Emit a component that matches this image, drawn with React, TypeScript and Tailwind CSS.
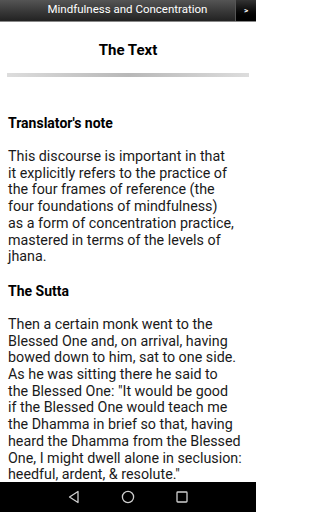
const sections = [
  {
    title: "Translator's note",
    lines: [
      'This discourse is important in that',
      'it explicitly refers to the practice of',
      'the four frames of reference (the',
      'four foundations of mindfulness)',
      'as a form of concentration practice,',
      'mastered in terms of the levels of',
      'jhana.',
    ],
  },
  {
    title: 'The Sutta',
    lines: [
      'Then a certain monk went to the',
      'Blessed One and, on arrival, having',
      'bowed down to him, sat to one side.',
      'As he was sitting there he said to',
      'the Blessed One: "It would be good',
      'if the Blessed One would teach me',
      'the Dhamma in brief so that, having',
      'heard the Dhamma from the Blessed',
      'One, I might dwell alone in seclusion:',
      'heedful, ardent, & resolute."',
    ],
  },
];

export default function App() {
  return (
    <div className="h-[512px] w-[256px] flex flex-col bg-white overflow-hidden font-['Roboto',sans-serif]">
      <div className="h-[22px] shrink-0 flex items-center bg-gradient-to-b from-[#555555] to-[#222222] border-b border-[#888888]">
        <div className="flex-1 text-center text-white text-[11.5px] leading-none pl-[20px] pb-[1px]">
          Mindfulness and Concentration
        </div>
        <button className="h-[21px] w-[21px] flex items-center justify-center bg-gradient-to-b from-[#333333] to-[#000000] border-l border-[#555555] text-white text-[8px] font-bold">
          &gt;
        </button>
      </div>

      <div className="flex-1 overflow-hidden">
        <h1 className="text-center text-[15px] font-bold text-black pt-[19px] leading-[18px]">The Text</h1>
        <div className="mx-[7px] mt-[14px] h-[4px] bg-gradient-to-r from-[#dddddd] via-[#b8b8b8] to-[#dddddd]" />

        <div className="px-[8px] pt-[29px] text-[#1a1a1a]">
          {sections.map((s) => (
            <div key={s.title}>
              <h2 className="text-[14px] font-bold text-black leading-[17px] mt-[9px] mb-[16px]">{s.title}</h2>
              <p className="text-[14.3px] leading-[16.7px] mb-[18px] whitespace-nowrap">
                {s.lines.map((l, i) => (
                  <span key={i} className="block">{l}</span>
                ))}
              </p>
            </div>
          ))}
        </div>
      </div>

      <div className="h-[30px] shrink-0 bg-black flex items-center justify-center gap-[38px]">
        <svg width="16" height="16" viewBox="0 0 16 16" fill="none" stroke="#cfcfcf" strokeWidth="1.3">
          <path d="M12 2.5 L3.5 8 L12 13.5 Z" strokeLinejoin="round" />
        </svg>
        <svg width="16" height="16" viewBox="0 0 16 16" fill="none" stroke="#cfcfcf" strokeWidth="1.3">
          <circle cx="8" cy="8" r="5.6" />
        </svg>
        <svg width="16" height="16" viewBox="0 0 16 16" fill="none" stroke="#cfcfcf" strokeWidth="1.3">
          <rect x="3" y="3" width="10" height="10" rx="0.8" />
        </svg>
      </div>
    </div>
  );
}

::::

### Exercise details:
From the data above, write out everything exactly except the pictures.

### Solution:
Emit a component that matches this image, drawn with React, TypeScript and Tailwind CSS.
const sections = [
  {
    title: "Translator's note",
    lines: [
      'This discourse is important in that',
      'it explicitly refers to the practice of',
      'the four frames of reference (the',
      'four foundations of mindfulness)',
      'as a form of concentration practice,',
      'mastered in terms of the levels of',
      'jhana.',
    ],
  },
  {
    title: 'The Sutta',
    lines: [
      'Then a certain monk went to the',
      'Blessed One and, on arrival, having',
      'bowed down to him, sat to one side.',
      'As he was sitting there he said to',
      'the Blessed One: "It would be good',
      'if the Blessed One would teach me',
      'the Dhamma in brief so that, having',
      'heard the Dhamma from the Blessed',
      'One, I might dwell alone in seclusion:',
      'heedful, ardent, & resolute."',
    ],
  },
];

export default function App() {
  return (
    <div className="h-[512px] w-[256px] flex flex-col bg-white overflow-hidden font-['Roboto',sans-serif]">
      <div className="h-[22px] shrink-0 flex items-center bg-gradient-to-b from-[#555555] to-[#222222] border-b border-[#888888]">
        <div className="flex-1 text-center text-white text-[11.5px] leading-none pl-[20px] pb-[1px]">
          Mindfulness and Concentration
        </div>
        <button className="h-[21px] w-[21px] flex items-center justify-center bg-gradient-to-b from-[#333333] to-[#000000] border-l border-[#555555] text-white text-[8px] font-bold">
          &gt;
        </button>
      </div>

      <div className="flex-1 overflow-hidden">
        <h1 className="text-center text-[15px] font-bold text-black pt-[19px] leading-[18px]">The Text</h1>
        <div className="mx-[7px] mt-[14px] h-[4px] bg-gradient-to-r from-[#dddddd] via-[#b8b8b8] to-[#dddddd]" />

        <div className="px-[8px] pt-[29px] text-[#1a1a1a]">
          {sections.map((s) => (
            <div key={s.title}>
              <h2 className="text-[14px] font-bold text-black leading-[17px] mt-[9px] mb-[16px]">{s.title}</h2>
              <p className="text-[14.3px] leading-[16.7px] mb-[18px] whitespace-nowrap">
                {s.lines.map((l, i) => (
                  <span key={i} className="block">{l}</span>
                ))}
              </p>
            </div>
          ))}
        </div>
      </div>

      <div className="h-[30px] shrink-0 bg-black flex items-center justify-center gap-[38px]">
        <svg width="16" height="16" viewBox="0 0 16 16" fill="none" stroke="#cfcfcf" strokeWidth="1.3">
          <path d="M12 2.5 L3.5 8 L12 13.5 Z" strokeLinejoin="round" />
        </svg>
        <svg width="16" height="16" viewBox="0 0 16 16" fill="none" stroke="#cfcfcf" strokeWidth="1.3">
          <circle cx="8" cy="8" r="5.6" />
        </svg>
        <svg width="16" height="16" viewBox="0 0 16 16" fill="none" stroke="#cfcfcf" strokeWidth="1.3">
          <rect x="3" y="3" width="10" height="10" rx="0.8" />
        </svg>
      </div>
    </div>
  );
}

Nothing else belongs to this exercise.